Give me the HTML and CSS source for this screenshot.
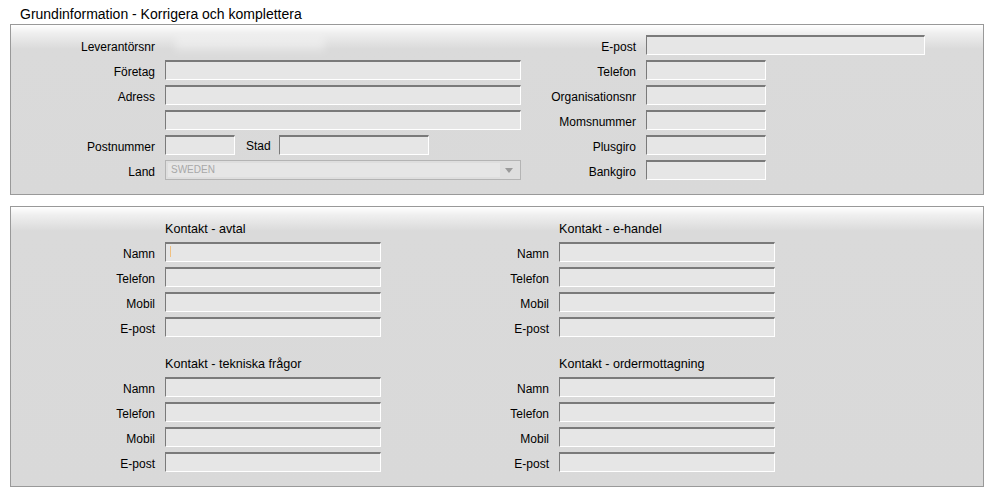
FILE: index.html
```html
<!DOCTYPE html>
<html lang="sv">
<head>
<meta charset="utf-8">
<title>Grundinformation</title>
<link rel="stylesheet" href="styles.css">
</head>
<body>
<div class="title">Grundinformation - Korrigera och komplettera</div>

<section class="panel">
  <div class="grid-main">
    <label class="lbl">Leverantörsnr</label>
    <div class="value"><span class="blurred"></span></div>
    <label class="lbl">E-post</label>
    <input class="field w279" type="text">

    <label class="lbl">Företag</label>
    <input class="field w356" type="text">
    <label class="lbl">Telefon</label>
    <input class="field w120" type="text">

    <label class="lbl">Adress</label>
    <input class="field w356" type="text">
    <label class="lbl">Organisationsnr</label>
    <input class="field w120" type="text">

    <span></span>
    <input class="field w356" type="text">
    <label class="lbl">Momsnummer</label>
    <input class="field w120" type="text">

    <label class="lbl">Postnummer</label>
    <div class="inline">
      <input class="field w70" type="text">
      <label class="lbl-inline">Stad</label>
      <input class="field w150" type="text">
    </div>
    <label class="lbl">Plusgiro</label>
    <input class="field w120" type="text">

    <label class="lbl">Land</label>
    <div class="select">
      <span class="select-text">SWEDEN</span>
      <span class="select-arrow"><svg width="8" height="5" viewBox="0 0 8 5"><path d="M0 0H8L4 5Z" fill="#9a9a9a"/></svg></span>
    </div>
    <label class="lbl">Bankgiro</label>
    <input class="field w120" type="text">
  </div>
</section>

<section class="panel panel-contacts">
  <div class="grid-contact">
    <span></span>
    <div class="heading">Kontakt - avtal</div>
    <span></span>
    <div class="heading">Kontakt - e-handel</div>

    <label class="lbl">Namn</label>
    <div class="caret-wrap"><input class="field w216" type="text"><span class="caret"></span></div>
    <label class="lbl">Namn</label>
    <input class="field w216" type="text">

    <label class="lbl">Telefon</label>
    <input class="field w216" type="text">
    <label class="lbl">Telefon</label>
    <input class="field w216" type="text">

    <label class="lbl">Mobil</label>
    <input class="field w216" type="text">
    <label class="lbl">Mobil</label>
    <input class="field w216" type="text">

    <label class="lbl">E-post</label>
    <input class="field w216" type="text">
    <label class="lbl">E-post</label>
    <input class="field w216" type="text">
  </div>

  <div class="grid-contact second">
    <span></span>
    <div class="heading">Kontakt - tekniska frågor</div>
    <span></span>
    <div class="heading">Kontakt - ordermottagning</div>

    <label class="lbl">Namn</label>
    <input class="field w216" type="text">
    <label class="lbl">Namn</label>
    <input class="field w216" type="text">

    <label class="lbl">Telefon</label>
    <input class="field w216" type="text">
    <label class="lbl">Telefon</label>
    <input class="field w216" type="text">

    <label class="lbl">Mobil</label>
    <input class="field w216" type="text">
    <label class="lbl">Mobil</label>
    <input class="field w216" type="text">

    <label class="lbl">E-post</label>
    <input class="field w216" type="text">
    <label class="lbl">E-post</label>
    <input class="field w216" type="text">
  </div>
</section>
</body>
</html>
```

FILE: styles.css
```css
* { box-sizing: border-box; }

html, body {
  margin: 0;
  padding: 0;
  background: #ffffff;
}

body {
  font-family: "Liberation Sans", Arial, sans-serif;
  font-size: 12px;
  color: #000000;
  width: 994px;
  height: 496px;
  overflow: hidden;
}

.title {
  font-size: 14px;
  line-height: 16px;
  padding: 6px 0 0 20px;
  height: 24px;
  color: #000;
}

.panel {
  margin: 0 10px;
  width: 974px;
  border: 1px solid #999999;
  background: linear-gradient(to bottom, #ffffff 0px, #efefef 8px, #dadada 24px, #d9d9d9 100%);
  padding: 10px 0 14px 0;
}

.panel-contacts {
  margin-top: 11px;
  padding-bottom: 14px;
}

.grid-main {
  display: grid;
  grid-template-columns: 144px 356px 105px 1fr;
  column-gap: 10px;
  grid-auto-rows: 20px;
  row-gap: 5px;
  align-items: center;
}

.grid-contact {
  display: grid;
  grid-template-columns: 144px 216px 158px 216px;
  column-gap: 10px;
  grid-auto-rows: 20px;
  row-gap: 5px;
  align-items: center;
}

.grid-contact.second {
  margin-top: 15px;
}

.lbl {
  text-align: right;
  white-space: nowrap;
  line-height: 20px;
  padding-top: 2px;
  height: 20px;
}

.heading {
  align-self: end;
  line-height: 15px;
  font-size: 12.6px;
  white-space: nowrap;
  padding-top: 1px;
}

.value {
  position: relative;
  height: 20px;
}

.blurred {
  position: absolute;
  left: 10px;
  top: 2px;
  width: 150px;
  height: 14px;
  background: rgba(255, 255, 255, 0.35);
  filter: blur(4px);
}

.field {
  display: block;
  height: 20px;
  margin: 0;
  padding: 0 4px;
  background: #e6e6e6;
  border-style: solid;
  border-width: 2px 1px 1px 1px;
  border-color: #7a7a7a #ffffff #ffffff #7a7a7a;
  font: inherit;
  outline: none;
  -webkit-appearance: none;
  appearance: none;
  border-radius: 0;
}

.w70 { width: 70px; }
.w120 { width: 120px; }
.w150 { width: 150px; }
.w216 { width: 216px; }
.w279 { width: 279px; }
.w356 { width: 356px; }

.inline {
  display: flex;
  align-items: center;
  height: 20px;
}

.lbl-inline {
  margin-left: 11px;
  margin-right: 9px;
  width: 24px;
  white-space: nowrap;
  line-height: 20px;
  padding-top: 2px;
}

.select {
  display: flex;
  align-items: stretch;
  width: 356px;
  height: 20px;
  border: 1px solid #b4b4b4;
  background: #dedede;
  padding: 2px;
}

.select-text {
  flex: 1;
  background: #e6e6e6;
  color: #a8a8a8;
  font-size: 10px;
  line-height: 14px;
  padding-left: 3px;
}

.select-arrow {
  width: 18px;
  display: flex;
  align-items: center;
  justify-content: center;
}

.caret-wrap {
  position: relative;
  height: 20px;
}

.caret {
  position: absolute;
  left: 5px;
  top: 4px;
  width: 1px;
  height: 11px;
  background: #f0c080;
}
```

• [SET PROBLEM]: Transcribe the full listing character for character. Pictures are excluded.

• [COMPLETE OUTPUT]:
Give me the HTML and CSS source for this screenshot.
FILE: index.html
```html
<!DOCTYPE html>
<html lang="sv">
<head>
<meta charset="utf-8">
<title>Grundinformation</title>
<link rel="stylesheet" href="styles.css">
</head>
<body>
<div class="title">Grundinformation - Korrigera och komplettera</div>

<section class="panel">
  <div class="grid-main">
    <label class="lbl">Leverantörsnr</label>
    <div class="value"><span class="blurred"></span></div>
    <label class="lbl">E-post</label>
    <input class="field w279" type="text">

    <label class="lbl">Företag</label>
    <input class="field w356" type="text">
    <label class="lbl">Telefon</label>
    <input class="field w120" type="text">

    <label class="lbl">Adress</label>
    <input class="field w356" type="text">
    <label class="lbl">Organisationsnr</label>
    <input class="field w120" type="text">

    <span></span>
    <input class="field w356" type="text">
    <label class="lbl">Momsnummer</label>
    <input class="field w120" type="text">

    <label class="lbl">Postnummer</label>
    <div class="inline">
      <input class="field w70" type="text">
      <label class="lbl-inline">Stad</label>
      <input class="field w150" type="text">
    </div>
    <label class="lbl">Plusgiro</label>
    <input class="field w120" type="text">

    <label class="lbl">Land</label>
    <div class="select">
      <span class="select-text">SWEDEN</span>
      <span class="select-arrow"><svg width="8" height="5" viewBox="0 0 8 5"><path d="M0 0H8L4 5Z" fill="#9a9a9a"/></svg></span>
    </div>
    <label class="lbl">Bankgiro</label>
    <input class="field w120" type="text">
  </div>
</section>

<section class="panel panel-contacts">
  <div class="grid-contact">
    <span></span>
    <div class="heading">Kontakt - avtal</div>
    <span></span>
    <div class="heading">Kontakt - e-handel</div>

    <label class="lbl">Namn</label>
    <div class="caret-wrap"><input class="field w216" type="text"><span class="caret"></span></div>
    <label class="lbl">Namn</label>
    <input class="field w216" type="text">

    <label class="lbl">Telefon</label>
    <input class="field w216" type="text">
    <label class="lbl">Telefon</label>
    <input class="field w216" type="text">

    <label class="lbl">Mobil</label>
    <input class="field w216" type="text">
    <label class="lbl">Mobil</label>
    <input class="field w216" type="text">

    <label class="lbl">E-post</label>
    <input class="field w216" type="text">
    <label class="lbl">E-post</label>
    <input class="field w216" type="text">
  </div>

  <div class="grid-contact second">
    <span></span>
    <div class="heading">Kontakt - tekniska frågor</div>
    <span></span>
    <div class="heading">Kontakt - ordermottagning</div>

    <label class="lbl">Namn</label>
    <input class="field w216" type="text">
    <label class="lbl">Namn</label>
    <input class="field w216" type="text">

    <label class="lbl">Telefon</label>
    <input class="field w216" type="text">
    <label class="lbl">Telefon</label>
    <input class="field w216" type="text">

    <label class="lbl">Mobil</label>
    <input class="field w216" type="text">
    <label class="lbl">Mobil</label>
    <input class="field w216" type="text">

    <label class="lbl">E-post</label>
    <input class="field w216" type="text">
    <label class="lbl">E-post</label>
    <input class="field w216" type="text">
  </div>
</section>
</body>
</html>
```

FILE: styles.css
```css
* { box-sizing: border-box; }

html, body {
  margin: 0;
  padding: 0;
  background: #ffffff;
}

body {
  font-family: "Liberation Sans", Arial, sans-serif;
  font-size: 12px;
  color: #000000;
  width: 994px;
  height: 496px;
  overflow: hidden;
}

.title {
  font-size: 14px;
  line-height: 16px;
  padding: 6px 0 0 20px;
  height: 24px;
  color: #000;
}

.panel {
  margin: 0 10px;
  width: 974px;
  border: 1px solid #999999;
  background: linear-gradient(to bottom, #ffffff 0px, #efefef 8px, #dadada 24px, #d9d9d9 100%);
  padding: 10px 0 14px 0;
}

.panel-contacts {
  margin-top: 11px;
  padding-bottom: 14px;
}

.grid-main {
  display: grid;
  grid-template-columns: 144px 356px 105px 1fr;
  column-gap: 10px;
  grid-auto-rows: 20px;
  row-gap: 5px;
  align-items: center;
}

.grid-contact {
  display: grid;
  grid-template-columns: 144px 216px 158px 216px;
  column-gap: 10px;
  grid-auto-rows: 20px;
  row-gap: 5px;
  align-items: center;
}

.grid-contact.second {
  margin-top: 15px;
}

.lbl {
  text-align: right;
  white-space: nowrap;
  line-height: 20px;
  padding-top: 2px;
  height: 20px;
}

.heading {
  align-self: end;
  line-height: 15px;
  font-size: 12.6px;
  white-space: nowrap;
  padding-top: 1px;
}

.value {
  position: relative;
  height: 20px;
}

.blurred {
  position: absolute;
  left: 10px;
  top: 2px;
  width: 150px;
  height: 14px;
  background: rgba(255, 255, 255, 0.35);
  filter: blur(4px);
}

.field {
  display: block;
  height: 20px;
  margin: 0;
  padding: 0 4px;
  background: #e6e6e6;
  border-style: solid;
  border-width: 2px 1px 1px 1px;
  border-color: #7a7a7a #ffffff #ffffff #7a7a7a;
  font: inherit;
  outline: none;
  -webkit-appearance: none;
  appearance: none;
  border-radius: 0;
}

.w70 { width: 70px; }
.w120 { width: 120px; }
.w150 { width: 150px; }
.w216 { width: 216px; }
.w279 { width: 279px; }
.w356 { width: 356px; }

.inline {
  display: flex;
  align-items: center;
  height: 20px;
}

.lbl-inline {
  margin-left: 11px;
  margin-right: 9px;
  width: 24px;
  white-space: nowrap;
  line-height: 20px;
  padding-top: 2px;
}

.select {
  display: flex;
  align-items: stretch;
  width: 356px;
  height: 20px;
  border: 1px solid #b4b4b4;
  background: #dedede;
  padding: 2px;
}

.select-text {
  flex: 1;
  background: #e6e6e6;
  color: #a8a8a8;
  font-size: 10px;
  line-height: 14px;
  padding-left: 3px;
}

.select-arrow {
  width: 18px;
  display: flex;
  align-items: center;
  justify-content: center;
}

.caret-wrap {
  position: relative;
  height: 20px;
}

.caret {
  position: absolute;
  left: 5px;
  top: 4px;
  width: 1px;
  height: 11px;
  background: #f0c080;
}
```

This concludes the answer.